* **PROVIDED DATA**:
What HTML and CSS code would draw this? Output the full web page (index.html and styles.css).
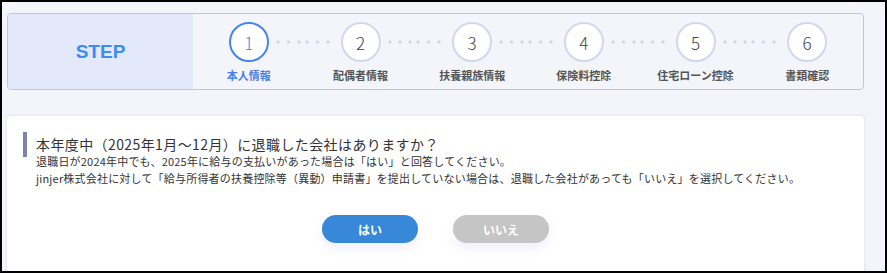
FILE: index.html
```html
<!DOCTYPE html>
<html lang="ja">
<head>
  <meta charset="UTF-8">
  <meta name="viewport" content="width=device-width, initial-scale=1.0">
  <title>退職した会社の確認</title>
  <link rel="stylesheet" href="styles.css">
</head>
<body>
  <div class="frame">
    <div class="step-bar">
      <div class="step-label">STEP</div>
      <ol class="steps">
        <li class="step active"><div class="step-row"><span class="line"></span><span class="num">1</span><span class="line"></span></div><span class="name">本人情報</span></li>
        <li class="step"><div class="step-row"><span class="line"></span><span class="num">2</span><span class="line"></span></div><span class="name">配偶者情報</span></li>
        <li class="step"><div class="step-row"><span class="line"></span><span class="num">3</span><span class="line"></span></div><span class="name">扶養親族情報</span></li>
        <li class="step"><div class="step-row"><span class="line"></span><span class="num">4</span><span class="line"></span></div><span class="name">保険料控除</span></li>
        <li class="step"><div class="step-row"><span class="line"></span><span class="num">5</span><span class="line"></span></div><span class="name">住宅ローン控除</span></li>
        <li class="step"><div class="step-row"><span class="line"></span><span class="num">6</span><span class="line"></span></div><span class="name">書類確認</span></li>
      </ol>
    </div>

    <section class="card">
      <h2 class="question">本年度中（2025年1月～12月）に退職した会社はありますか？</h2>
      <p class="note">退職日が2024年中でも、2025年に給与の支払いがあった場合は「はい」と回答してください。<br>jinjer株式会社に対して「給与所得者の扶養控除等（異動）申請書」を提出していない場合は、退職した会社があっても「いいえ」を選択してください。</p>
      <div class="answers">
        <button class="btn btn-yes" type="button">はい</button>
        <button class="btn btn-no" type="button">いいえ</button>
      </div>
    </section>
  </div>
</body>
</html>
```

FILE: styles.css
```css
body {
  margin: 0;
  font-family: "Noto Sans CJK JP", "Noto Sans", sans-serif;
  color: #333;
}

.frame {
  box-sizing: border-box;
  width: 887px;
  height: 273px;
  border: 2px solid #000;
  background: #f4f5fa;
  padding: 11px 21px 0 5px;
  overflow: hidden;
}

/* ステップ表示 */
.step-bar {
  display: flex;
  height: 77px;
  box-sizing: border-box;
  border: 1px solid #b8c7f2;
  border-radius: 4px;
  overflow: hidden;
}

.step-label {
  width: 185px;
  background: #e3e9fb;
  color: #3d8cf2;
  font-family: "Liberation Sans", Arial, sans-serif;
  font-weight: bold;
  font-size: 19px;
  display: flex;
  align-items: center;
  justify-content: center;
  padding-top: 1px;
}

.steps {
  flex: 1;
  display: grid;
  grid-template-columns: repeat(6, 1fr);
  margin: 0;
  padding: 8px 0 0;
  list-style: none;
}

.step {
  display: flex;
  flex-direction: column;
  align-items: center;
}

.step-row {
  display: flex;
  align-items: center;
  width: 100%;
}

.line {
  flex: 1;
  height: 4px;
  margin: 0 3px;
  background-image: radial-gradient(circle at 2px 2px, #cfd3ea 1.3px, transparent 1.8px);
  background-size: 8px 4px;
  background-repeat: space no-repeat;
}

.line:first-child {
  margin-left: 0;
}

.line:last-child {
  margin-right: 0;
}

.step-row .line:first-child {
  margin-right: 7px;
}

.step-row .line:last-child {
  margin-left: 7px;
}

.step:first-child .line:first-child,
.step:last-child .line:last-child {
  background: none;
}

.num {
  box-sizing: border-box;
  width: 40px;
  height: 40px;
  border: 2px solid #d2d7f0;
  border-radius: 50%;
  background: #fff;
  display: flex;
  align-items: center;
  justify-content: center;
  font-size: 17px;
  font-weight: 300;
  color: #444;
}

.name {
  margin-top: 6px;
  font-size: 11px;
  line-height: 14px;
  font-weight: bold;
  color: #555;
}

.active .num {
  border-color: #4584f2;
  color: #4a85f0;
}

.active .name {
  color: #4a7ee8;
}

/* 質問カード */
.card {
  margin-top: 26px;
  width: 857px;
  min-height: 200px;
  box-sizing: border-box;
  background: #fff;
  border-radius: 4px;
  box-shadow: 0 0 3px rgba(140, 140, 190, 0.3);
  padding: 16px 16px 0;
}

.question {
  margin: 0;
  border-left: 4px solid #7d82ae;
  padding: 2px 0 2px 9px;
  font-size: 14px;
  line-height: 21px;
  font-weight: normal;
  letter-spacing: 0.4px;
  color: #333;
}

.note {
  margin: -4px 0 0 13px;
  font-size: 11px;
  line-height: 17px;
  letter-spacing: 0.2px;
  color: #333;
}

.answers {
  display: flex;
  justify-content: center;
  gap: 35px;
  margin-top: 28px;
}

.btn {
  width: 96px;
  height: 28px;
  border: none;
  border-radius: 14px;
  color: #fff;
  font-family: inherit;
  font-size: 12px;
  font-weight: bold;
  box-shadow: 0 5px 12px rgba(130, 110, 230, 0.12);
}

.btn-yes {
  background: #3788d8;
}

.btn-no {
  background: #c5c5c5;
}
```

* **TASK TO COMPLETE**:
Would you set down the listing exactly, omitting pictures?

* **EXERCISE RESULT**:
What HTML and CSS code would draw this? Output the full web page (index.html and styles.css).
FILE: index.html
```html
<!DOCTYPE html>
<html lang="ja">
<head>
  <meta charset="UTF-8">
  <meta name="viewport" content="width=device-width, initial-scale=1.0">
  <title>退職した会社の確認</title>
  <link rel="stylesheet" href="styles.css">
</head>
<body>
  <div class="frame">
    <div class="step-bar">
      <div class="step-label">STEP</div>
      <ol class="steps">
        <li class="step active"><div class="step-row"><span class="line"></span><span class="num">1</span><span class="line"></span></div><span class="name">本人情報</span></li>
        <li class="step"><div class="step-row"><span class="line"></span><span class="num">2</span><span class="line"></span></div><span class="name">配偶者情報</span></li>
        <li class="step"><div class="step-row"><span class="line"></span><span class="num">3</span><span class="line"></span></div><span class="name">扶養親族情報</span></li>
        <li class="step"><div class="step-row"><span class="line"></span><span class="num">4</span><span class="line"></span></div><span class="name">保険料控除</span></li>
        <li class="step"><div class="step-row"><span class="line"></span><span class="num">5</span><span class="line"></span></div><span class="name">住宅ローン控除</span></li>
        <li class="step"><div class="step-row"><span class="line"></span><span class="num">6</span><span class="line"></span></div><span class="name">書類確認</span></li>
      </ol>
    </div>

    <section class="card">
      <h2 class="question">本年度中（2025年1月～12月）に退職した会社はありますか？</h2>
      <p class="note">退職日が2024年中でも、2025年に給与の支払いがあった場合は「はい」と回答してください。<br>jinjer株式会社に対して「給与所得者の扶養控除等（異動）申請書」を提出していない場合は、退職した会社があっても「いいえ」を選択してください。</p>
      <div class="answers">
        <button class="btn btn-yes" type="button">はい</button>
        <button class="btn btn-no" type="button">いいえ</button>
      </div>
    </section>
  </div>
</body>
</html>
```

FILE: styles.css
```css
body {
  margin: 0;
  font-family: "Noto Sans CJK JP", "Noto Sans", sans-serif;
  color: #333;
}

.frame {
  box-sizing: border-box;
  width: 887px;
  height: 273px;
  border: 2px solid #000;
  background: #f4f5fa;
  padding: 11px 21px 0 5px;
  overflow: hidden;
}

/* ステップ表示 */
.step-bar {
  display: flex;
  height: 77px;
  box-sizing: border-box;
  border: 1px solid #b8c7f2;
  border-radius: 4px;
  overflow: hidden;
}

.step-label {
  width: 185px;
  background: #e3e9fb;
  color: #3d8cf2;
  font-family: "Liberation Sans", Arial, sans-serif;
  font-weight: bold;
  font-size: 19px;
  display: flex;
  align-items: center;
  justify-content: center;
  padding-top: 1px;
}

.steps {
  flex: 1;
  display: grid;
  grid-template-columns: repeat(6, 1fr);
  margin: 0;
  padding: 8px 0 0;
  list-style: none;
}

.step {
  display: flex;
  flex-direction: column;
  align-items: center;
}

.step-row {
  display: flex;
  align-items: center;
  width: 100%;
}

.line {
  flex: 1;
  height: 4px;
  margin: 0 3px;
  background-image: radial-gradient(circle at 2px 2px, #cfd3ea 1.3px, transparent 1.8px);
  background-size: 8px 4px;
  background-repeat: space no-repeat;
}

.line:first-child {
  margin-left: 0;
}

.line:last-child {
  margin-right: 0;
}

.step-row .line:first-child {
  margin-right: 7px;
}

.step-row .line:last-child {
  margin-left: 7px;
}

.step:first-child .line:first-child,
.step:last-child .line:last-child {
  background: none;
}

.num {
  box-sizing: border-box;
  width: 40px;
  height: 40px;
  border: 2px solid #d2d7f0;
  border-radius: 50%;
  background: #fff;
  display: flex;
  align-items: center;
  justify-content: center;
  font-size: 17px;
  font-weight: 300;
  color: #444;
}

.name {
  margin-top: 6px;
  font-size: 11px;
  line-height: 14px;
  font-weight: bold;
  color: #555;
}

.active .num {
  border-color: #4584f2;
  color: #4a85f0;
}

.active .name {
  color: #4a7ee8;
}

/* 質問カード */
.card {
  margin-top: 26px;
  width: 857px;
  min-height: 200px;
  box-sizing: border-box;
  background: #fff;
  border-radius: 4px;
  box-shadow: 0 0 3px rgba(140, 140, 190, 0.3);
  padding: 16px 16px 0;
}

.question {
  margin: 0;
  border-left: 4px solid #7d82ae;
  padding: 2px 0 2px 9px;
  font-size: 14px;
  line-height: 21px;
  font-weight: normal;
  letter-spacing: 0.4px;
  color: #333;
}

.note {
  margin: -4px 0 0 13px;
  font-size: 11px;
  line-height: 17px;
  letter-spacing: 0.2px;
  color: #333;
}

.answers {
  display: flex;
  justify-content: center;
  gap: 35px;
  margin-top: 28px;
}

.btn {
  width: 96px;
  height: 28px;
  border: none;
  border-radius: 14px;
  color: #fff;
  font-family: inherit;
  font-size: 12px;
  font-weight: bold;
  box-shadow: 0 5px 12px rgba(130, 110, 230, 0.12);
}

.btn-yes {
  background: #3788d8;
}

.btn-no {
  background: #c5c5c5;
}
```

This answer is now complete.